# Source material start

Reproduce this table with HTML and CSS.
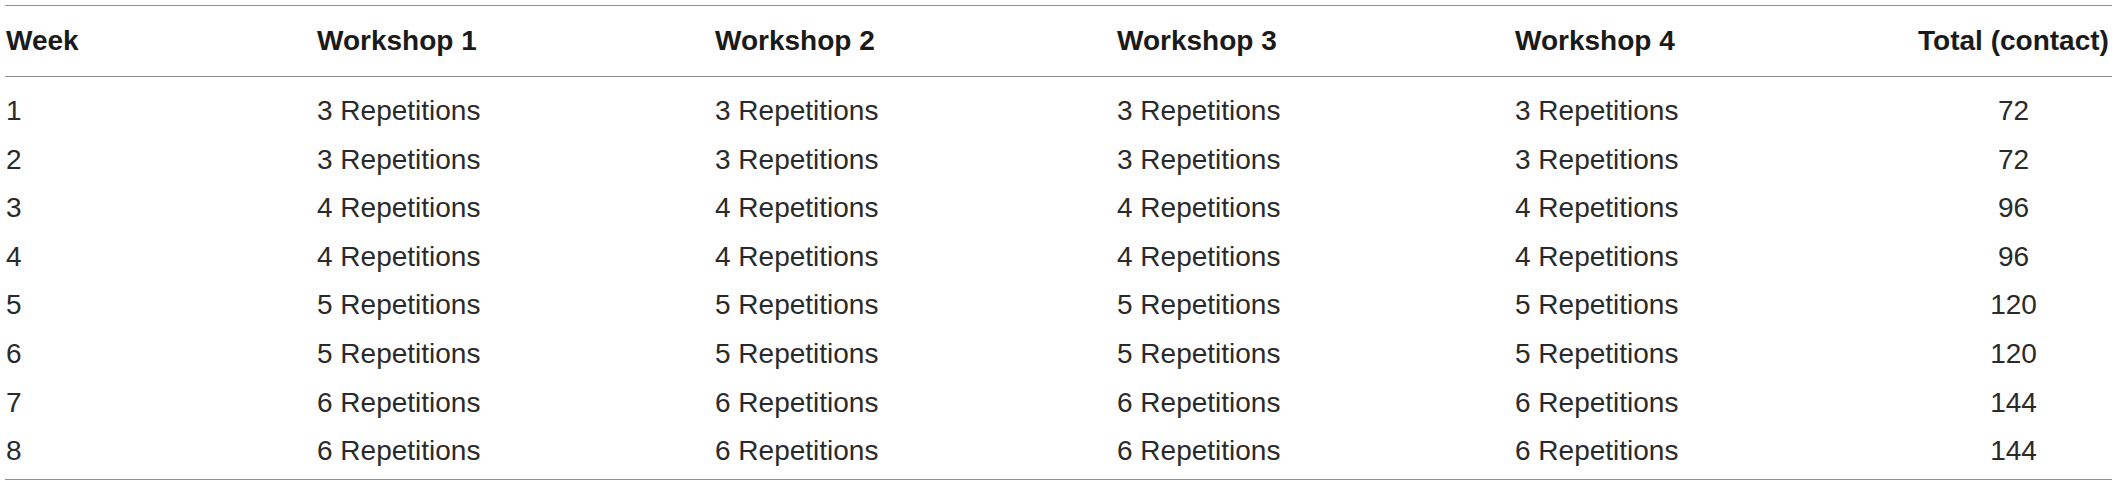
FILE: index.html
```html
<!DOCTYPE html>
<html lang="en">
<head>
<meta charset="utf-8">
<title>Workshop repetitions</title>
<link rel="stylesheet" href="styles.css">
</head>
<body>
<table class="data">
  <colgroup>
    <col class="c-week">
    <col class="c-w1">
    <col class="c-w2">
    <col class="c-w3">
    <col class="c-w4">
    <col class="c-total">
  </colgroup>
  <thead>
    <tr>
      <th>Week</th>
      <th>Workshop 1</th>
      <th>Workshop 2</th>
      <th>Workshop 3</th>
      <th>Workshop 4</th>
      <th class="total">Total (contact)</th>
    </tr>
  </thead>
  <tbody>
    <tr class="first"><td>1</td><td>3 Repetitions</td><td>3 Repetitions</td><td>3 Repetitions</td><td>3 Repetitions</td><td class="total">72</td></tr>
    <tr><td>2</td><td>3 Repetitions</td><td>3 Repetitions</td><td>3 Repetitions</td><td>3 Repetitions</td><td class="total">72</td></tr>
    <tr><td>3</td><td>4 Repetitions</td><td>4 Repetitions</td><td>4 Repetitions</td><td>4 Repetitions</td><td class="total">96</td></tr>
    <tr><td>4</td><td>4 Repetitions</td><td>4 Repetitions</td><td>4 Repetitions</td><td>4 Repetitions</td><td class="total">96</td></tr>
    <tr><td>5</td><td>5 Repetitions</td><td>5 Repetitions</td><td>5 Repetitions</td><td>5 Repetitions</td><td class="total">120</td></tr>
    <tr><td>6</td><td>5 Repetitions</td><td>5 Repetitions</td><td>5 Repetitions</td><td>5 Repetitions</td><td class="total">120</td></tr>
    <tr><td>7</td><td>6 Repetitions</td><td>6 Repetitions</td><td>6 Repetitions</td><td>6 Repetitions</td><td class="total">144</td></tr>
    <tr class="last"><td>8</td><td>6 Repetitions</td><td>6 Repetitions</td><td>6 Repetitions</td><td>6 Repetitions</td><td class="total">144</td></tr>
  </tbody>
</table>
</body>
</html>
```

FILE: styles.css
```css
html, body {
  margin: 0;
  padding: 0;
  background: #ffffff;
}

body {
  padding: 5px 0 0 5px;
  font-family: "Liberation Sans", Arial, sans-serif;
  color: #2a2a2a;
}

.data {
  border-collapse: collapse;
  table-layout: fixed;
  width: 2107px;
  font-size: 28px;
}

.c-week { width: 311px; }
.c-w1 { width: 398px; }
.c-w2 { width: 402px; }
.c-w3 { width: 398px; }
.c-w4 { width: 401px; }
.c-total { width: 197px; }

.data thead tr {
  border-top: 1px solid #8f8f8f;
  border-bottom: 1px solid #8f8f8f;
}

.data th {
  height: 70px;
  padding: 0 0 0 1px;
  text-align: left;
  font-weight: bold;
  vertical-align: middle;
  white-space: nowrap;
  color: #1a1a1a;
}

.data td {
  padding: 0 0 0 1px;
  line-height: 48.6px;
  text-align: left;
  white-space: nowrap;
  vertical-align: top;
}

.data .total {
  text-align: center;
  padding-left: 0;
}

.data tbody tr.first td {
  padding-top: 10px;
}

.data tbody tr.last td {
  padding-bottom: 3px;
}

.data tbody tr.last {
  border-bottom: 1px solid #8f8f8f;
}
```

# Source material end

Task to carry out: Transcribe the material exactly, leaving every picture out.

Response for this exercise:
Reproduce this table with HTML and CSS.
FILE: index.html
```html
<!DOCTYPE html>
<html lang="en">
<head>
<meta charset="utf-8">
<title>Workshop repetitions</title>
<link rel="stylesheet" href="styles.css">
</head>
<body>
<table class="data">
  <colgroup>
    <col class="c-week">
    <col class="c-w1">
    <col class="c-w2">
    <col class="c-w3">
    <col class="c-w4">
    <col class="c-total">
  </colgroup>
  <thead>
    <tr>
      <th>Week</th>
      <th>Workshop 1</th>
      <th>Workshop 2</th>
      <th>Workshop 3</th>
      <th>Workshop 4</th>
      <th class="total">Total (contact)</th>
    </tr>
  </thead>
  <tbody>
    <tr class="first"><td>1</td><td>3 Repetitions</td><td>3 Repetitions</td><td>3 Repetitions</td><td>3 Repetitions</td><td class="total">72</td></tr>
    <tr><td>2</td><td>3 Repetitions</td><td>3 Repetitions</td><td>3 Repetitions</td><td>3 Repetitions</td><td class="total">72</td></tr>
    <tr><td>3</td><td>4 Repetitions</td><td>4 Repetitions</td><td>4 Repetitions</td><td>4 Repetitions</td><td class="total">96</td></tr>
    <tr><td>4</td><td>4 Repetitions</td><td>4 Repetitions</td><td>4 Repetitions</td><td>4 Repetitions</td><td class="total">96</td></tr>
    <tr><td>5</td><td>5 Repetitions</td><td>5 Repetitions</td><td>5 Repetitions</td><td>5 Repetitions</td><td class="total">120</td></tr>
    <tr><td>6</td><td>5 Repetitions</td><td>5 Repetitions</td><td>5 Repetitions</td><td>5 Repetitions</td><td class="total">120</td></tr>
    <tr><td>7</td><td>6 Repetitions</td><td>6 Repetitions</td><td>6 Repetitions</td><td>6 Repetitions</td><td class="total">144</td></tr>
    <tr class="last"><td>8</td><td>6 Repetitions</td><td>6 Repetitions</td><td>6 Repetitions</td><td>6 Repetitions</td><td class="total">144</td></tr>
  </tbody>
</table>
</body>
</html>
```

FILE: styles.css
```css
html, body {
  margin: 0;
  padding: 0;
  background: #ffffff;
}

body {
  padding: 5px 0 0 5px;
  font-family: "Liberation Sans", Arial, sans-serif;
  color: #2a2a2a;
}

.data {
  border-collapse: collapse;
  table-layout: fixed;
  width: 2107px;
  font-size: 28px;
}

.c-week { width: 311px; }
.c-w1 { width: 398px; }
.c-w2 { width: 402px; }
.c-w3 { width: 398px; }
.c-w4 { width: 401px; }
.c-total { width: 197px; }

.data thead tr {
  border-top: 1px solid #8f8f8f;
  border-bottom: 1px solid #8f8f8f;
}

.data th {
  height: 70px;
  padding: 0 0 0 1px;
  text-align: left;
  font-weight: bold;
  vertical-align: middle;
  white-space: nowrap;
  color: #1a1a1a;
}

.data td {
  padding: 0 0 0 1px;
  line-height: 48.6px;
  text-align: left;
  white-space: nowrap;
  vertical-align: top;
}

.data .total {
  text-align: center;
  padding-left: 0;
}

.data tbody tr.first td {
  padding-top: 10px;
}

.data tbody tr.last td {
  padding-bottom: 3px;
}

.data tbody tr.last {
  border-bottom: 1px solid #8f8f8f;
}
```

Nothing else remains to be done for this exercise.